For all of us, but especially for those who are suffering most, this year may we live into the meaning and messages of both Passover and Easter. God’s intention is for people to move out of oppression and injustice into the promise of freedom and justice. Death-dealing empire does not have the last word.
This is not a time of easy or glib faith, but rather a time to lean on our faith in all of its complexity and questions. In this season, we look back to the formative experiences in our histories as people of faith—histories of God’s people enduring suffering and struggle, oppression and injustice, fear and doubt. In these celebrations, we may experience new meaning for this present moment. And in this time, may we look ahead with faith and hope to ways that we can reach out especially to children and families who are struggling, and help make sure that we will not return to the old “normal” but instead will usher in God’s future of peace, love, freedom, and justice these holy occasions celebrate and anticipate.
In this season of renewal I offer prayers for new hope and strength.
God, guide our faith that by it we might make our children and nation whole again.

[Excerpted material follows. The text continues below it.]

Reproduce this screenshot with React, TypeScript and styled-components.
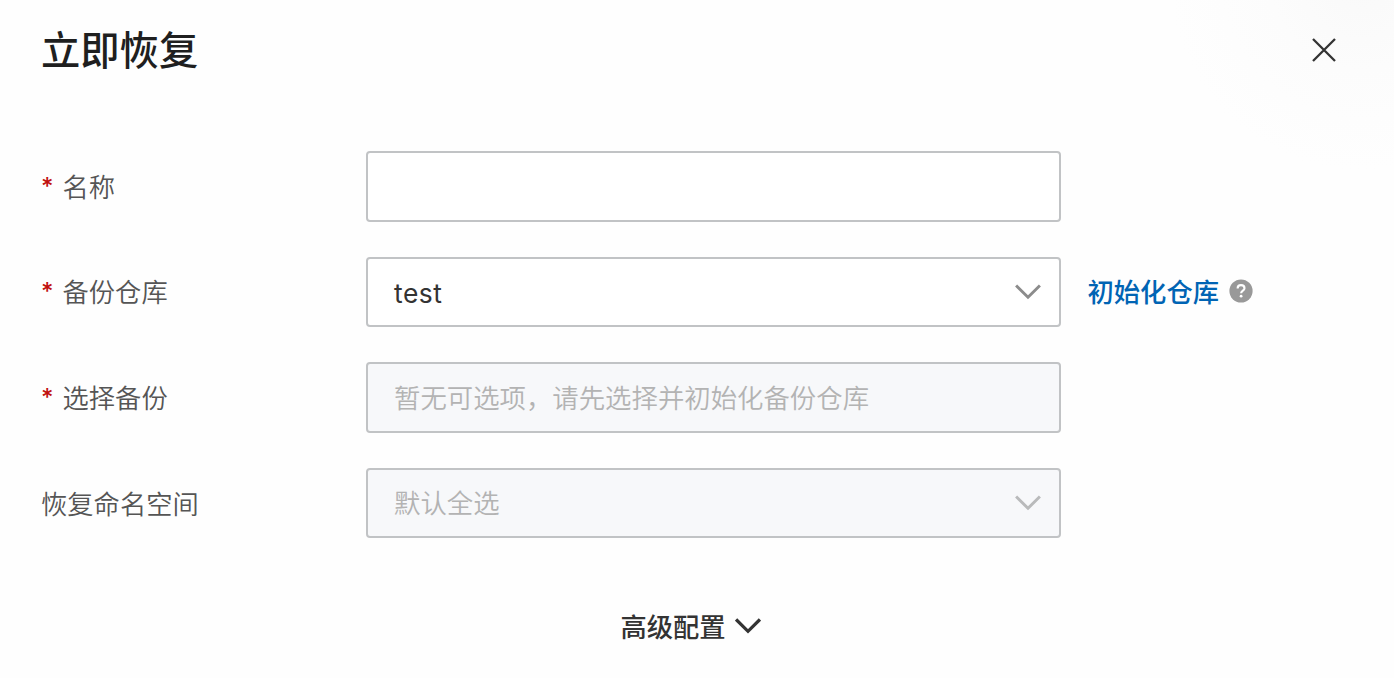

God, help us to believe with every ounce of our being that we, with Your help, can save our children and make them well.
God, renew our spirits—Your spirit within us—and make us worthy carriers of Your message of love and hope and life in all we say and do this day and forever more.
We thank You God for Your grace of life.
We thank You for Your breath of life.
We thank You for Your hope in life.
We thank You for Your challenges in life.

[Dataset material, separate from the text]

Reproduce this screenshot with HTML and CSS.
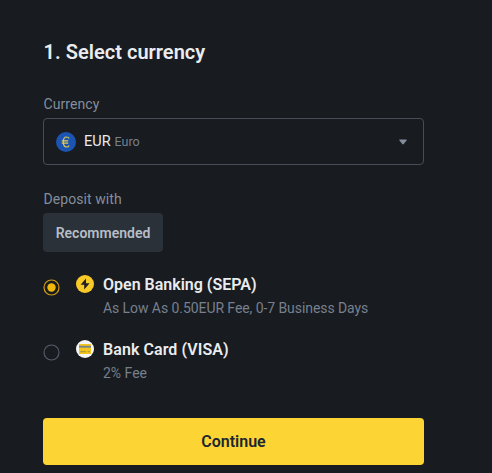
FILE: index.html
```
<!DOCTYPE html>
<html lang="en">
  <head>
    <meta charset="UTF-8" />
    <meta name="viewport" content="width=device-width, initial-scale=1.0" />
    <title>Select currency</title>
    <link rel="stylesheet" href="styles.css">
  </head>
  <body>
    <main class="deposit">
      <h2 class="title">1. Select currency</h2>

      <div class="label currency-label">Currency</div>
      <div class="select">
        <svg class="coin" viewBox="0 0 20 20">
          <circle cx="10" cy="10" r="10" fill="#1c54b2" />
          <path d="M13.2 6.4C12.5 5.5 11.7 5 10.6 5C8.5 5 7.3 7 7.3 10C7.3 13 8.5 15 10.6 15C11.7 15 12.5 14.5 13.2 13.6M5.8 8.8H12.2M5.8 11.2H12.2" fill="none" stroke="#e5cb4d" stroke-width="1.2" />
        </svg>
        <span class="code">EUR</span>
        <span class="name">Euro</span>
        <svg class="arrow" viewBox="0 0 8 6">
          <path d="M0.8 0.5H7.2Q8 0.7 7.5 1.5L4.7 5.1Q4 5.8 3.3 5.1L0.5 1.5Q0 0.7 0.8 0.5Z" />
        </svg>
      </div>

      <div class="label deposit-label">Deposit with</div>
      <button class="tag">Recommended</button>

      <div class="option">
        <svg class="radio" viewBox="0 0 17 17">
          <circle cx="8.5" cy="8.5" r="7.5" fill="none" stroke="#cf9f12" stroke-width="1.2" />
          <circle cx="8.5" cy="8.5" r="4.2" fill="#f0b90b" />
        </svg>
        <svg class="method-icon" viewBox="0 0 18 18">
          <circle cx="9" cy="9" r="9" fill="#f8ca27" />
          <path d="M10 3.6L4.6 9.8H8.2V14.4L13.6 8.2H10Z" fill="#1e2026" />
        </svg>
        <div class="method">
          <div class="method-name">Open Banking (SEPA)</div>
          <div class="method-info">As Low As 0.50EUR Fee, 0-7 Business Days</div>
        </div>
      </div>

      <div class="option">
        <svg class="radio" viewBox="0 0 17 17">
          <circle cx="8.5" cy="8.5" r="7.5" fill="none" stroke="#575e6a" stroke-width="1.1" />
        </svg>
        <svg class="method-icon" viewBox="0 0 18 18">
          <circle cx="9" cy="9" r="9" fill="#f5f5f5" />
          <rect x="3" y="4" width="12" height="10" rx="0.6" fill="#f3c51f" />
          <rect x="3" y="5.8" width="12" height="1.8" fill="#76808f" />
          <path d="M4.2 11.7H10M11.5 11.7H13.8" stroke="#8f8045" stroke-width="0.8" />
        </svg>
        <div class="method">
          <div class="method-name visa">Bank Card (VISA)</div>
          <div class="method-info fee">2% Fee</div>
        </div>
      </div>

      <button class="continue">Continue</button>
    </main>
  </body>
</html>
```
FILE: styles.css
```
* {
  margin: 0;
  padding: 0;
  box-sizing: border-box;
}

body {
  font-family: 'Roboto', sans-serif;
  background-color: #181b1f;
  color: #eaecef;
}
svg {
  display: block;
  flex: none;
}
button {
  display: block;
  border: none;
  border-radius: 4px;
  font-family: inherit;
  font-weight: 600;
  cursor: pointer;
}
.deposit {
  width: 424px;
  height: 473px;
  padding: 38px 0 0 43px;
}
.title {
  padding-left: 0.5px;
  font-size: 20px;
  font-weight: 600;
  line-height: 28px;
  letter-spacing: 0.03px;
}
.label {
  padding-left: 0.5px;
  font-size: 14px;
  line-height: 20px;
  letter-spacing: 0.07px;
  color: #848e9c;
}
.currency-label {
  margin-top: 28px;
}
.select {
  display: flex;
  align-items: center;
  height: 47px;
  margin-top: 4px;
  padding: 0 16px 0 12px;
  border: 1px solid #474d57;
  border-radius: 4px;
}
.coin {
  width: 20px;
  height: 20px;
}
.code {
  margin-left: 8px;
  font-size: 14.5px;
}
.name {
  margin-left: 4px;
  font-size: 12.5px;
  color: #76808e;
}
.arrow {
  width: 8px;
  height: 6px;
  margin-left: auto;
  fill: #848e9c;
}
.deposit-label {
  margin-top: 24px;
}
.tag {
  width: 120px;
  height: 39px;
  margin-top: 4px;
  background-color: #2b3139;
  color: #b7bdc6;
  font-size: 14px;
}
.option {
  display: flex;
  height: 65px;
}
.tag + .option {
  margin-top: 21px;
}
.radio {
  width: 17px;
  height: 17px;
  margin-top: 6px;
}
.method-icon {
  width: 18px;
  height: 18px;
  margin: 2px 9px 0 16px;
}
.method-name {
  font-size: 16px;
  font-weight: 600;
  line-height: 24px;
}
.visa {
  letter-spacing: 0.07px;
}
.method-info {
  font-size: 14px;
  line-height: 22px;
  letter-spacing: -0.07px;
  color: #76808e;
}
.fee {
  letter-spacing: 0;
}
.continue {
  width: 100%;
  height: 47.5px;
  margin-top: 14.5px;
  background-color: #fcd535;
  color: #202630;
  font-size: 16px;
}
```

We thank You for Your companionship in life through family and friends and fellow sojourners in the faith.
God, thank You so much for giving us a new beginning each day and each minute.
Help us to grow in grace and faith and hope and shine Your light everywhere we go today.
Let us never forget what it means to be free.
Let us never forget what it requires to be free.
Let us fight for freedom for ourselves and others
So that all God’s children may be free.
Let us never forget that You love us so much that You gave Your only son so that we might learn that we are loved and forgiven.
Thank You, God, for Your ungraspable love so freely given.